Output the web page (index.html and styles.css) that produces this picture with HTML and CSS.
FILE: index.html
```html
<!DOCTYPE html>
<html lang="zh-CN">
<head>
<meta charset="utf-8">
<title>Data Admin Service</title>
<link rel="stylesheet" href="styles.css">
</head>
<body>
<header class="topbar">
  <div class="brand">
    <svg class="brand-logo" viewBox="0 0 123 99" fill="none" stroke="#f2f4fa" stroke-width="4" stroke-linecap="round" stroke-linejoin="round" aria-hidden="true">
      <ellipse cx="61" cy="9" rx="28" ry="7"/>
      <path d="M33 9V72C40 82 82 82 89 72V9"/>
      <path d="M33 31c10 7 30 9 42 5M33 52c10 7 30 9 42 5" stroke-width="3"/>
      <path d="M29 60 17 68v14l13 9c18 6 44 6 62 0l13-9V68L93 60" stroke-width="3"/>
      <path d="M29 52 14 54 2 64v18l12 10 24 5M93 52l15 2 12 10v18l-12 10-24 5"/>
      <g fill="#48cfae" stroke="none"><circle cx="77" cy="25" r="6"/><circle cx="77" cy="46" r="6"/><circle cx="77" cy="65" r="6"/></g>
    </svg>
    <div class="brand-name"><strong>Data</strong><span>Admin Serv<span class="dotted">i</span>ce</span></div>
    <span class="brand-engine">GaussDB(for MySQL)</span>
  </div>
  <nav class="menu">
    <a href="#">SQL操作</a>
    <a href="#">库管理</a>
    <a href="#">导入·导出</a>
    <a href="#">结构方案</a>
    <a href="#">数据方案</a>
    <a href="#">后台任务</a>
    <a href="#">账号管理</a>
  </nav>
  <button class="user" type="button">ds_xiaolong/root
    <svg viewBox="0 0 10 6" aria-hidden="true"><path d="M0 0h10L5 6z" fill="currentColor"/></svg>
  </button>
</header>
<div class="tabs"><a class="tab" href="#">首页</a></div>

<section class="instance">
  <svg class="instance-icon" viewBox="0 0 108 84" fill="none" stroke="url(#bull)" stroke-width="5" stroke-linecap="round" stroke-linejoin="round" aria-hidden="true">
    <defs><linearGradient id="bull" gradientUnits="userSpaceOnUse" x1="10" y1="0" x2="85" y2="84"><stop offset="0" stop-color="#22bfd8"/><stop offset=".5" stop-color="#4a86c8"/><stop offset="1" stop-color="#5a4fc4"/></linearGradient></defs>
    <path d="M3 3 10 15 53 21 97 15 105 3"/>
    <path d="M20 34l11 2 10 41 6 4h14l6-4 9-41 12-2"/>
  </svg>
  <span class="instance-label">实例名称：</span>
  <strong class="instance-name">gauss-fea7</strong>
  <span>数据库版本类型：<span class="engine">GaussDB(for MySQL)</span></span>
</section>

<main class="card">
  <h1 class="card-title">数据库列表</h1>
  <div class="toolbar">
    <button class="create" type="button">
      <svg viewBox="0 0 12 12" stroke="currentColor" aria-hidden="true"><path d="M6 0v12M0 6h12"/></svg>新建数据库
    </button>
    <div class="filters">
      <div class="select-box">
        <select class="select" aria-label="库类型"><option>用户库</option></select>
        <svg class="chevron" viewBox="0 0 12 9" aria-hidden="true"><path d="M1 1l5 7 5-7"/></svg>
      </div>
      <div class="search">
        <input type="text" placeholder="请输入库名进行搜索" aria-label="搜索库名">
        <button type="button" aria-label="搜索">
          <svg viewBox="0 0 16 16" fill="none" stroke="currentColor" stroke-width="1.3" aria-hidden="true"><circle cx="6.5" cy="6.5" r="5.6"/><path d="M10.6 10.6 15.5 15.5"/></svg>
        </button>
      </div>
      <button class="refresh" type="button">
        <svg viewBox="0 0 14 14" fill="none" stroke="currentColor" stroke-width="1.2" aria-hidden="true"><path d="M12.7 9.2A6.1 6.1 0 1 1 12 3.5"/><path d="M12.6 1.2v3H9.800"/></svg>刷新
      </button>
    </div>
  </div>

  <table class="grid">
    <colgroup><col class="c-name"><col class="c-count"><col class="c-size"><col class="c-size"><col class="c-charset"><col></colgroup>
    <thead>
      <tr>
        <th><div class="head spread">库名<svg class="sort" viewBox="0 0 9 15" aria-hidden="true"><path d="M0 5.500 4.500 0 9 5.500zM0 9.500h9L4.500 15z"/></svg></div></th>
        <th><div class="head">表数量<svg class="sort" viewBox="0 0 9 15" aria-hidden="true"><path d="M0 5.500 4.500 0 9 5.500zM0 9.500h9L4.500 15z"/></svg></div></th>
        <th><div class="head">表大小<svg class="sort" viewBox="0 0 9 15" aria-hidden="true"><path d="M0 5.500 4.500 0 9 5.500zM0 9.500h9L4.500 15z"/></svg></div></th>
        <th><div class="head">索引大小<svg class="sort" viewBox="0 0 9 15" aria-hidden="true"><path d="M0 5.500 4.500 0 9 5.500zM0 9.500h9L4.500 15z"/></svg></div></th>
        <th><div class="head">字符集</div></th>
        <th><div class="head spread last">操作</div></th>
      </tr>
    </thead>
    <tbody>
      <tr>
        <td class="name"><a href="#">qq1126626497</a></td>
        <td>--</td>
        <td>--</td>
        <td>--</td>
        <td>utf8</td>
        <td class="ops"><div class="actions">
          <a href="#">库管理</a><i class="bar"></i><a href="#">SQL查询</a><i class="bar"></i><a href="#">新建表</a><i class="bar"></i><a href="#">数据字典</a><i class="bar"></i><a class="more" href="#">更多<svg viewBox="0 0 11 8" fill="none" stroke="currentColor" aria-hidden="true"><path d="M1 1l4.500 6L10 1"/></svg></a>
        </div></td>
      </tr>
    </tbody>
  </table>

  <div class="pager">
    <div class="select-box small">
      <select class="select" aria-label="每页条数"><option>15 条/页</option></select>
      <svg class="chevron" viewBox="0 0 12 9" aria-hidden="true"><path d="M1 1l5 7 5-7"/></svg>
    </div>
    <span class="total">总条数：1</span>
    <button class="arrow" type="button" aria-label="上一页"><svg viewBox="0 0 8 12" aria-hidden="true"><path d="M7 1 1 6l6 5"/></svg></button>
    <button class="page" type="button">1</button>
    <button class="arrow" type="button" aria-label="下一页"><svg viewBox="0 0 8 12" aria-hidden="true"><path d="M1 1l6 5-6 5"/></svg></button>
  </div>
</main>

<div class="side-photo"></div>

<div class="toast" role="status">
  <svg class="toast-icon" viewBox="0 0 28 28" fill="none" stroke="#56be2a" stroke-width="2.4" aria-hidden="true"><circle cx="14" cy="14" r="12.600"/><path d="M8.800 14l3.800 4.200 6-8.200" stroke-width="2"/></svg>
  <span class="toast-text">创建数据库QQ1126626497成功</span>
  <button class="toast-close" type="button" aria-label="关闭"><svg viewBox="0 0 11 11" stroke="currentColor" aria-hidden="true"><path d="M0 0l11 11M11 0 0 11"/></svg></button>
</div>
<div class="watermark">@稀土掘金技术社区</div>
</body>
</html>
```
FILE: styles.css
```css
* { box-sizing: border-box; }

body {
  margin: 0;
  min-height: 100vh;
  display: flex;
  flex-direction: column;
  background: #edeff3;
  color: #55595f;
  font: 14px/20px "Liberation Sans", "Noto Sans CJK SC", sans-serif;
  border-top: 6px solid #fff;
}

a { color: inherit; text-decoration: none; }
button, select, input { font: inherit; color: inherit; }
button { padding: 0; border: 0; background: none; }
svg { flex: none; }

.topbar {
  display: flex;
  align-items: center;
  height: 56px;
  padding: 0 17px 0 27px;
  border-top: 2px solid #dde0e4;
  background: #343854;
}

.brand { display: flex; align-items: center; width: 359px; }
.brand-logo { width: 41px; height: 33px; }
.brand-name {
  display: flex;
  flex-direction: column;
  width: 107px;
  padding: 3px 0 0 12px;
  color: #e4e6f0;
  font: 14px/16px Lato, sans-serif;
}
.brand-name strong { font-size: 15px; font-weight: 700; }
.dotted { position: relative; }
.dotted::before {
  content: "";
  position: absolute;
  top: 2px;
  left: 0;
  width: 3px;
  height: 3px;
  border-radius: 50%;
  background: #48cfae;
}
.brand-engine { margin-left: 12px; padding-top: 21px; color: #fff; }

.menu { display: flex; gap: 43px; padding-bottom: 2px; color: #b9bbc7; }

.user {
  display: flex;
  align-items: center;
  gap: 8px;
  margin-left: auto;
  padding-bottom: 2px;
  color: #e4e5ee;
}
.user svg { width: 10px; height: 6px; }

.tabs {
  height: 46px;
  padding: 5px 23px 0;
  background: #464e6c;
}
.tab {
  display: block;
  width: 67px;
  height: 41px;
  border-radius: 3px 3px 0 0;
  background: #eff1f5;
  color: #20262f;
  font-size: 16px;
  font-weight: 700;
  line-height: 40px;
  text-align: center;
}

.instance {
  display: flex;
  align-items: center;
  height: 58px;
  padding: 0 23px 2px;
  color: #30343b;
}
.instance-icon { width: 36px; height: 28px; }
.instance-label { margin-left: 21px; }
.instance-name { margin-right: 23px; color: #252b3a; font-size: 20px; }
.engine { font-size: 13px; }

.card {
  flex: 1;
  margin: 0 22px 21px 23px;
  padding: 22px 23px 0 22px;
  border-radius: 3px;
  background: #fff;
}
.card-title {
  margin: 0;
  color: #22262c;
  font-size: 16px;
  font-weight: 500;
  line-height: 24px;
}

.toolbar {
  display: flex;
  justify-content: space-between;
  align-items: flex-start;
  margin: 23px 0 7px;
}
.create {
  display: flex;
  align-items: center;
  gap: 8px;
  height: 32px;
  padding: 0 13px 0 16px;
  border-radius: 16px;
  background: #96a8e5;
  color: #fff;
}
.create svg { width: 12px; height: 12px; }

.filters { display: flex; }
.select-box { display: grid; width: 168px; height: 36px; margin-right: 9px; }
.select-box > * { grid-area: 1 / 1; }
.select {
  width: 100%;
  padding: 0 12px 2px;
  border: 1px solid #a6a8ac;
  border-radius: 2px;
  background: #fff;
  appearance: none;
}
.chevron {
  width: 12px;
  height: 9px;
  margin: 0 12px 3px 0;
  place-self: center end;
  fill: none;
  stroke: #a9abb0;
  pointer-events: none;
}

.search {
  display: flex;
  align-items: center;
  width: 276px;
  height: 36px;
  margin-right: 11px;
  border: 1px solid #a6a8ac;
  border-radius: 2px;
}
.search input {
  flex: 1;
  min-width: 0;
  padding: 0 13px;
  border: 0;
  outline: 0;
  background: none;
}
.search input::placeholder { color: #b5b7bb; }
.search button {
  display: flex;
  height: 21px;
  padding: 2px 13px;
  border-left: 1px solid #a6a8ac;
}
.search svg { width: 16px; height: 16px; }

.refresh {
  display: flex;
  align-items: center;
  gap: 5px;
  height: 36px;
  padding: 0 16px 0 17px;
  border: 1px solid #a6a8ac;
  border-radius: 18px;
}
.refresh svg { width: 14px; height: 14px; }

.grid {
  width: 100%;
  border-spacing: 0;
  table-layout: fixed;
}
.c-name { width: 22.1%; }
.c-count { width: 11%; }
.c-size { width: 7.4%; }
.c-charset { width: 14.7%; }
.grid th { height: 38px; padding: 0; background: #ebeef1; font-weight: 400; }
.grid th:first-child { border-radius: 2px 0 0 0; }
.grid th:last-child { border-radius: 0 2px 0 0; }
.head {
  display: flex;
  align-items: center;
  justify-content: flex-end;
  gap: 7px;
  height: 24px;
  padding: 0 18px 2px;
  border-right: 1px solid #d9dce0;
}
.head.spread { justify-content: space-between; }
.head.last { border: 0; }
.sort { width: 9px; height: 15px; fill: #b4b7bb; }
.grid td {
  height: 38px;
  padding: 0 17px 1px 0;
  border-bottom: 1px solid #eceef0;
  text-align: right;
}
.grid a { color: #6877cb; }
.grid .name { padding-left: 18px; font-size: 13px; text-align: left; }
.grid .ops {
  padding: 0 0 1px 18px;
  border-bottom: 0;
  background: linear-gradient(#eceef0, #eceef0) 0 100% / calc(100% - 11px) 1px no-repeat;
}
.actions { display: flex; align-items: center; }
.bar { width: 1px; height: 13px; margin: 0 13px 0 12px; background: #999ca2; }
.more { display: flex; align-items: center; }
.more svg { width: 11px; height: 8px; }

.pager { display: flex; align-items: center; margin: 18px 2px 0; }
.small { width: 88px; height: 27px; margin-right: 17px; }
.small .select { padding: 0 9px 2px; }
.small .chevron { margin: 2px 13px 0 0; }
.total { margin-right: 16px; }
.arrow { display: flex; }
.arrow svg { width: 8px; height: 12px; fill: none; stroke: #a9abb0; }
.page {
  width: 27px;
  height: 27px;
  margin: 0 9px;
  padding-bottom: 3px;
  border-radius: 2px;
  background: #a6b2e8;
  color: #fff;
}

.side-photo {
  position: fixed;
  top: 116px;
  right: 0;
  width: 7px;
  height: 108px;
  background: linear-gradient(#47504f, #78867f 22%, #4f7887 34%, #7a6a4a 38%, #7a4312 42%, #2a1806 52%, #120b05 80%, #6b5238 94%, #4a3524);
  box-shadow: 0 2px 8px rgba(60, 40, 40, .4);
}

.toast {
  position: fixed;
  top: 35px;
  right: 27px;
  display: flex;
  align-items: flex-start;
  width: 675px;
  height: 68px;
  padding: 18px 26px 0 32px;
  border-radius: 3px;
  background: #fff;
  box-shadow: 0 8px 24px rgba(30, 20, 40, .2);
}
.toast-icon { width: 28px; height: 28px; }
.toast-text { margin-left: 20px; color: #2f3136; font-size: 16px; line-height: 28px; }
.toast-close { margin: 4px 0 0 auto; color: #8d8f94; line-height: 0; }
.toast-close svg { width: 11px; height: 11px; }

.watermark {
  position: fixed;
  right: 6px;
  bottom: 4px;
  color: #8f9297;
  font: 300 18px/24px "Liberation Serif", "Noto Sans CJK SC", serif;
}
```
■ ■ ■ ■
• What to work on:
Copy out every line that includes the word "index".

• Full output:
Output the web page (index.html and styles.css) that produces this picture with HTML and CSS.
FILE: index.html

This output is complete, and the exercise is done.